#### What to work on
Every line that includes the word "with" is to be listed.

--- begin Information shown ---

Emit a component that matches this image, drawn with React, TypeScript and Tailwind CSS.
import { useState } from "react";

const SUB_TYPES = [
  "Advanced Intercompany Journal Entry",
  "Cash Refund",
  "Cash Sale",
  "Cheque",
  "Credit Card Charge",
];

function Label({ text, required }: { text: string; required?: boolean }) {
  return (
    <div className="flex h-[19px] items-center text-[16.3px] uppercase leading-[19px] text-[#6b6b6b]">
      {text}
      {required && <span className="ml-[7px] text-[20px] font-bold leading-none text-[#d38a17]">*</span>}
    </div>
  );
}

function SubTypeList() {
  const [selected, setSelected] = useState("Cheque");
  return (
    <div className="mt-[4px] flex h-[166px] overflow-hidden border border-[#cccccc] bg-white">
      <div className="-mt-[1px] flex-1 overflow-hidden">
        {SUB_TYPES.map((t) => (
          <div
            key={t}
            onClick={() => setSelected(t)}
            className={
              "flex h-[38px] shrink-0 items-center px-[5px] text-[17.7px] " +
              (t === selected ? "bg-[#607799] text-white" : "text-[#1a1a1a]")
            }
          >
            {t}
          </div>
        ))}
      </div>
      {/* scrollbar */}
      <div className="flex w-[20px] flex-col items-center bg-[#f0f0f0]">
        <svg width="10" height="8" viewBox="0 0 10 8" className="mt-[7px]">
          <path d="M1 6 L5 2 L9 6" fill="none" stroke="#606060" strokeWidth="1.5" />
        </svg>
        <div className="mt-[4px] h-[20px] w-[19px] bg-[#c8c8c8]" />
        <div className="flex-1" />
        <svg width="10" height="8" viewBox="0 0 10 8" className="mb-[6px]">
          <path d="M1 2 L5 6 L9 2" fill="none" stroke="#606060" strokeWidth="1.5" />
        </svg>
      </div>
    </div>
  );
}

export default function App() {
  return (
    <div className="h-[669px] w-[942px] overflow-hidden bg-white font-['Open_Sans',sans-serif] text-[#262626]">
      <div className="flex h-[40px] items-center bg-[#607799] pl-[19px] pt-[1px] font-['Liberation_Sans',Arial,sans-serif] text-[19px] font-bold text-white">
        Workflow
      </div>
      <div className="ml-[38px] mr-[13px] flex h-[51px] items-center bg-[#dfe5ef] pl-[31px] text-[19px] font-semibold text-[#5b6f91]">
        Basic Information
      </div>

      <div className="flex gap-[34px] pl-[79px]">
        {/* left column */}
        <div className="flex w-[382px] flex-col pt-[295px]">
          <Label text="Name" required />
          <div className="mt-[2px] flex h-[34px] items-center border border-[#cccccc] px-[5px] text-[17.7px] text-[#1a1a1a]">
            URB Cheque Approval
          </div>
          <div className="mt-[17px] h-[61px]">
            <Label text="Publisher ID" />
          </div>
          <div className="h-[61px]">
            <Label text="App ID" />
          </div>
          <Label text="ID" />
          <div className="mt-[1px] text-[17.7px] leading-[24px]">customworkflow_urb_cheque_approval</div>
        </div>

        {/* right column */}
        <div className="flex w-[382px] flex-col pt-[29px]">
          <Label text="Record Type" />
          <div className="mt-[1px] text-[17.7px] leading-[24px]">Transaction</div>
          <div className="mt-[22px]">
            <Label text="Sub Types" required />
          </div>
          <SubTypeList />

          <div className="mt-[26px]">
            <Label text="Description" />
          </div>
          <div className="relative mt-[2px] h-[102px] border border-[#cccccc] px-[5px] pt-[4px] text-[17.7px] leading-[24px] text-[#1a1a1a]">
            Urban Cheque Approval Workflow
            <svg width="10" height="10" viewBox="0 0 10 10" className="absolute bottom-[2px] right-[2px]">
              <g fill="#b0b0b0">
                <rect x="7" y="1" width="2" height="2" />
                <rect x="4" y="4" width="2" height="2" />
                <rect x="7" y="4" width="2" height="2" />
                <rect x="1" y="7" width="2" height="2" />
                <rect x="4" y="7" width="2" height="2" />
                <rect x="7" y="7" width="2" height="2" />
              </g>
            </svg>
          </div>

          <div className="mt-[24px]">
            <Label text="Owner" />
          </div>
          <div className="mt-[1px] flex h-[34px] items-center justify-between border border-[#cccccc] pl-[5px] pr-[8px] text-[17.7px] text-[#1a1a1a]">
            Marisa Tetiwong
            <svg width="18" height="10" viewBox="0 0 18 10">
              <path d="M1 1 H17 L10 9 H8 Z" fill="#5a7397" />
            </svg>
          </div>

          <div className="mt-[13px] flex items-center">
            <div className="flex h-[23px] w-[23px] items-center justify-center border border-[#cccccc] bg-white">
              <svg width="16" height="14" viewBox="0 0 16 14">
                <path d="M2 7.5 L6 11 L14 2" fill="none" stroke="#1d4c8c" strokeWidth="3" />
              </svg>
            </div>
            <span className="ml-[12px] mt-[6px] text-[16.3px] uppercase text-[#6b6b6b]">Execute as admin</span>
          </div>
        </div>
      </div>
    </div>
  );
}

--- end Information shown ---
--- begin Information shown ---

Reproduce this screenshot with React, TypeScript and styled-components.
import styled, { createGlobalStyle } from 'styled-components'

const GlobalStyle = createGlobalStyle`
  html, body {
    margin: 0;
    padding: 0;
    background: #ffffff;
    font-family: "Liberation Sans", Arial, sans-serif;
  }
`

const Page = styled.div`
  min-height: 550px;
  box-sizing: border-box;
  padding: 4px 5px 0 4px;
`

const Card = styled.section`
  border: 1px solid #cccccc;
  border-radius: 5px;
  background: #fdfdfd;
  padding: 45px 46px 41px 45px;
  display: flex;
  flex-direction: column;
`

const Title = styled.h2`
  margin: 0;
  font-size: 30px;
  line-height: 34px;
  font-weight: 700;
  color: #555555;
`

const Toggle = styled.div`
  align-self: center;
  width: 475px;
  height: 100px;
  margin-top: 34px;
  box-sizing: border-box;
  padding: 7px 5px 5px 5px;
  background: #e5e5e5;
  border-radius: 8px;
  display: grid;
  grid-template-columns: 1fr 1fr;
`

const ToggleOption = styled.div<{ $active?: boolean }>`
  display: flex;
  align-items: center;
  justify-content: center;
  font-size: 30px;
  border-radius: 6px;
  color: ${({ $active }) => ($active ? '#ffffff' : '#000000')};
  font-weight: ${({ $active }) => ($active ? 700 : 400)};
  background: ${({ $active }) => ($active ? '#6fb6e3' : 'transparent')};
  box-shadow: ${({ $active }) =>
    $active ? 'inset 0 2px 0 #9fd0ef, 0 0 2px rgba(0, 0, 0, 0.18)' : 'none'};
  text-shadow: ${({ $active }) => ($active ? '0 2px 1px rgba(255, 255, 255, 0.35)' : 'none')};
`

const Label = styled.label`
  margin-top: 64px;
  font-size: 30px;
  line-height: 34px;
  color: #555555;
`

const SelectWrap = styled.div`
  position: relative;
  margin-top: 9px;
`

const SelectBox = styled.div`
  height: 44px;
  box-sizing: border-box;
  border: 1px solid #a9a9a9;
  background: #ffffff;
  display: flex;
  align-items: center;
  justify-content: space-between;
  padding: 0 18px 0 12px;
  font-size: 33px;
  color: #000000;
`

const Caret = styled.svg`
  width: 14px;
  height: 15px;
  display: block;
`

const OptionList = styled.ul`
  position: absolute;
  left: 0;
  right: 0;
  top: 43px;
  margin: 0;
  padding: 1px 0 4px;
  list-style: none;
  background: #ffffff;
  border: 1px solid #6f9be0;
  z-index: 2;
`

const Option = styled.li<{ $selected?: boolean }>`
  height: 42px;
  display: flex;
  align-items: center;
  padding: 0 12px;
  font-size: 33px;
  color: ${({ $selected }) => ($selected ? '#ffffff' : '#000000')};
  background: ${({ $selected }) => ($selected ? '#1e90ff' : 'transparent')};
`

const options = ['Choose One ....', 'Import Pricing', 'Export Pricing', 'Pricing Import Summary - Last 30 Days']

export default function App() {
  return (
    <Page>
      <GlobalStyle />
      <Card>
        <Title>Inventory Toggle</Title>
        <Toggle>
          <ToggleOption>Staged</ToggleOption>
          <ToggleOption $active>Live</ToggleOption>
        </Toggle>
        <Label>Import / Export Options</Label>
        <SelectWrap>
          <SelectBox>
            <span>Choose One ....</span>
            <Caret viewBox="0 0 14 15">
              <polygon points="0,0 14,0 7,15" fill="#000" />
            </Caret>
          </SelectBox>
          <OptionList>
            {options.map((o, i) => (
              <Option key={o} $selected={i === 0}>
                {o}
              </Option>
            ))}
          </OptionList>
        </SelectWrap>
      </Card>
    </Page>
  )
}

--- end Information shown ---

#### Answer to the problem
Emit a component that matches this image, drawn with React, TypeScript and Tailwind CSS.
Reproduce this screenshot with React, TypeScript and styled-components.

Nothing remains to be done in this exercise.